-- Start of Available data --

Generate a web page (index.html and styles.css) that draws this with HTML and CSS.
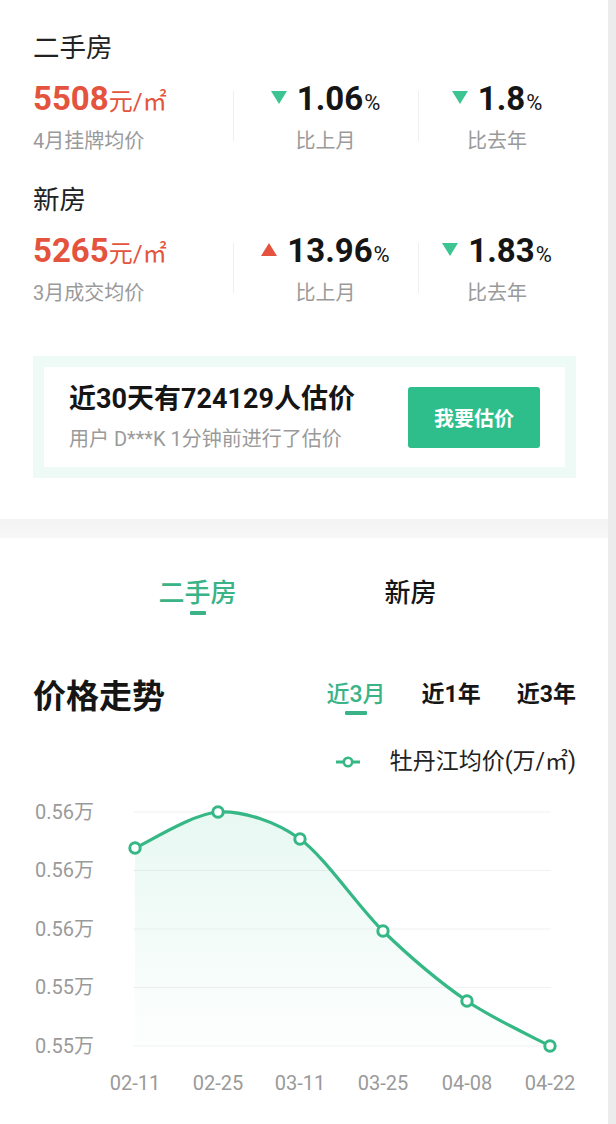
FILE: index.html
```html
<!DOCTYPE html>
<html lang="zh">
<head>
<meta charset="utf-8">
<title>房价</title>
<link rel="stylesheet" href="styles.css">
</head>
<body>
<div class="page">
  <div class="main">
    <section class="overview">
      <div class="block">
        <div class="block-title">二手房</div>
        <div class="stats">
          <div class="cell first">
            <div class="value red"><span class="num">5508</span><span class="unit">元/㎡</span></div>
            <div class="sub">4月挂牌均价</div>
          </div>
          <div class="cell">
            <div class="value"><span class="tri down"></span><span class="num">1.06</span><span class="pct">%</span></div>
            <div class="sub">比上月</div>
          </div>
          <div class="cell">
            <div class="value"><span class="tri down"></span><span class="num">1.8</span><span class="pct">%</span></div>
            <div class="sub">比去年</div>
          </div>
        </div>
      </div>
      <div class="block second">
        <div class="block-title">新房</div>
        <div class="stats">
          <div class="cell first">
            <div class="value red"><span class="num">5265</span><span class="unit">元/㎡</span></div>
            <div class="sub">3月成交均价</div>
          </div>
          <div class="cell">
            <div class="value"><span class="tri up"></span><span class="num">13.96</span><span class="pct">%</span></div>
            <div class="sub">比上月</div>
          </div>
          <div class="cell">
            <div class="value"><span class="tri down"></span><span class="num">1.83</span><span class="pct">%</span></div>
            <div class="sub">比去年</div>
          </div>
        </div>
      </div>
      <div class="card">
        <div class="card-inner">
          <div class="card-text">
            <div class="card-title">近30天有724129人估价</div>
            <div class="card-sub">用户 D***K 1分钟前进行了估价</div>
          </div>
          <div class="btn">我要估价</div>
        </div>
      </div>
    </section>
    <div class="band"></div>
    <section class="trend">
      <div class="tabs">
        <div class="tab active">二手房<span class="bar"></span></div>
        <div class="tab">新房</div>
      </div>
      <div class="trend-head">
        <div class="trend-title">价格走势</div>
        <div class="ranges">
          <div class="range active">近3月<span class="bar"></span></div>
          <div class="range">近1年</div>
          <div class="range">近3年</div>
        </div>
      </div>
      <div class="legend">
        <svg class="legend-icon" width="24" height="12" viewBox="0 0 24 12"><line x1="0" y1="6" x2="24" y2="6" stroke="#35b886" stroke-width="3"/><circle cx="12" cy="6" r="4.2" fill="#fff" stroke="#35b886" stroke-width="2.6"/></svg>
        <span>牡丹江均价(万/㎡)</span>
      </div>
      <svg class="chart" width="608" height="330" viewBox="0 794 608 330">
        <defs>
          <linearGradient id="fill" x1="0" y1="0" x2="0" y2="1">
            <stop offset="0" stop-color="#3cc595" stop-opacity="0.12"/>
            <stop offset="1" stop-color="#3cc595" stop-opacity="0.01"/>
          </linearGradient>
        </defs>
        <g class="grid" stroke="#f1f1f1" stroke-width="1">
          <line x1="133" y1="811" x2="551" y2="811"/>
          <line x1="133" y1="869.5" x2="551" y2="869.5"/>
          <line x1="133" y1="928" x2="551" y2="928"/>
          <line x1="133" y1="986.5" x2="551" y2="986.5"/>
          <line x1="133" y1="1045" x2="551" y2="1045"/>
        </g>
        <g class="ylab" font-size="20" fill="#9a9a9a">
          <text x="35" y="818">0.56万</text>
          <text x="35" y="876">0.56万</text>
          <text x="35" y="935">0.56万</text>
          <text x="35" y="993">0.55万</text>
          <text x="35" y="1052">0.55万</text>
        </g>
        <path d="M135,847 C147.5,841.6 193.3,812.4 218,811 C242.8,809.7 275.3,820.2 300,838 C324.8,855.9 358,905.7 383,930 C408.1,954.3 442,982.8 467,1000 C492,1017.3 537.6,1038.3 550,1045 L550,1045 L135,1045 Z" fill="url(#fill)"/>
        <path d="M135,847 C147.5,841.6 193.3,812.4 218,811 C242.8,809.7 275.3,820.2 300,838 C324.8,855.9 358,905.7 383,930 C408.1,954.3 442,982.8 467,1000 C492,1017.3 537.6,1038.3 550,1045" fill="none" stroke="#35b886" stroke-width="3.2"/>
        <g fill="#fff" stroke="#35b886" stroke-width="3">
          <circle cx="135" cy="847" r="5.2"/>
          <circle cx="218" cy="811" r="5.2"/>
          <circle cx="300" cy="838" r="5.2"/>
          <circle cx="383" cy="930" r="5.2"/>
          <circle cx="467" cy="1000" r="5.2"/>
          <circle cx="550" cy="1045" r="5.2"/>
        </g>
        <g class="xlab" font-size="20" fill="#9a9a9a" text-anchor="middle">
          <text x="135" y="1089">02-11</text>
          <text x="218" y="1089">02-25</text>
          <text x="300" y="1089">03-11</text>
          <text x="383" y="1089">03-25</text>
          <text x="467" y="1089">04-08</text>
          <text x="550" y="1089">04-22</text>
        </g>
      </svg>
    </section>
  </div>
  <div class="strip"></div>
</div>
</body>
</html>
```
FILE: styles.css
```css
html, body {
  margin: 0;
  padding: 0;
  background: #fff;
}
body {
  font-family: Roboto, "Noto Sans CJK SC", sans-serif;
  color: #1a1a1a;
}
.page {
  display: flex;
  width: 616px;
  height: 1124px;
  overflow: hidden;
}
.main {
  width: 608px;
  background: #fff;
}
.strip {
  width: 8px;
  background: #ececec;
}
.overview {
  padding: 32px 32px 41px 33px;
}
.block.second {
  margin-top: 31px;
}
.block-title {
  font-size: 26.5px;
  line-height: 32px;
  color: #222;
}
.stats {
  display: grid;
  grid-template-columns: 200px 185px 1fr;
  margin-top: 15px;
}
.cell {
  text-align: center;
  background: linear-gradient(#efefef, #efefef) left 12px / 1px 50px no-repeat;
}
.cell.first {
  text-align: left;
  background: none;
}
.value {
  height: 40px;
  line-height: 40px;
  white-space: nowrap;
  color: #151515;
}
.value.red {
  color: #e4533d;
}
.num {
  font-size: 33px;
  font-weight: 700;
}
.unit {
  font-size: 24px;
}
.pct {
  font-size: 22px;
  margin-left: 1px;
}
.tri {
  display: inline-block;
  width: 0;
  height: 0;
  margin-right: 10px;
  vertical-align: 6px;
  border-left: 8px solid transparent;
  border-right: 8px solid transparent;
}
.tri.down {
  border-top: 13px solid #3cc493;
}
.tri.up {
  border-bottom: 13px solid #e4533d;
}
.sub {
  margin-top: 10px;
  font-size: 20px;
  line-height: 24px;
  color: #9a9a9a;
}
.card {
  margin-top: 51px;
  border: 11px solid #eefaf5;
}
.card-inner {
  height: 100px;
  padding: 0 25px;
  display: flex;
  align-items: center;
  justify-content: space-between;
}
.card-title {
  font-size: 27px;
  font-weight: 700;
  line-height: 34px;
  color: #151515;
}
.card-sub {
  margin-top: 9px;
  font-size: 20px;
  line-height: 28px;
  color: #9a9a9a;
}
.btn {
  width: 132px;
  height: 61px;
  border-radius: 3px;
  background: #2ebe8b;
  color: #fff;
  font-size: 20px;
  font-weight: 700;
  display: flex;
  align-items: center;
  justify-content: center;
}
.band {
  height: 19px;
  background: linear-gradient(#f3f3f3, #f8f8f8);
}
.trend {
  padding-top: 39px;
}
.tabs {
  display: flex;
  justify-content: center;
}
.tab {
  width: 213px;
  display: flex;
  flex-direction: column;
  align-items: center;
  font-size: 26px;
  line-height: 32px;
  font-weight: 500;
  color: #151515;
}
.tab.active {
  color: #3ab386;
}
.bar {
  display: block;
  width: 16px;
  height: 4px;
  margin-top: 2px;
  border-radius: 1px;
  background: #3ab386;
}
.trend-head {
  margin-top: 62px;
  padding: 0 32px 0 33px;
  display: flex;
  justify-content: space-between;
  align-items: flex-start;
}
.trend-title {
  font-size: 33px;
  font-weight: 700;
  line-height: 40px;
  color: #151515;
}
.ranges {
  display: flex;
  gap: 36px;
  padding-top: 2px;
}
.range {
  display: flex;
  flex-direction: column;
  align-items: center;
  font-size: 23px;
  font-weight: 700;
  line-height: 32px;
  color: #151515;
}
.range.active {
  color: #3ab386;
  font-weight: 500;
}
.range .bar {
  width: 22px;
  margin-top: 0;
}
.legend {
  margin-top: 29px;
  padding-right: 32px;
  display: flex;
  justify-content: flex-end;
  align-items: center;
  gap: 30px;
  font-size: 23px;
  line-height: 32px;
  color: #222;
}
.legend-icon {
  display: block;
}
.chart {
  display: block;
  margin-top: 17px;
  font-family: Roboto, "Noto Sans CJK SC", sans-serif;
}
```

-- End of Available data --

§ Your task
Look through the data and show every line containing "page".

§ Expected answer
Generate a web page (index.html and styles.css) that draws this with HTML and CSS.
<div class="page">
.page {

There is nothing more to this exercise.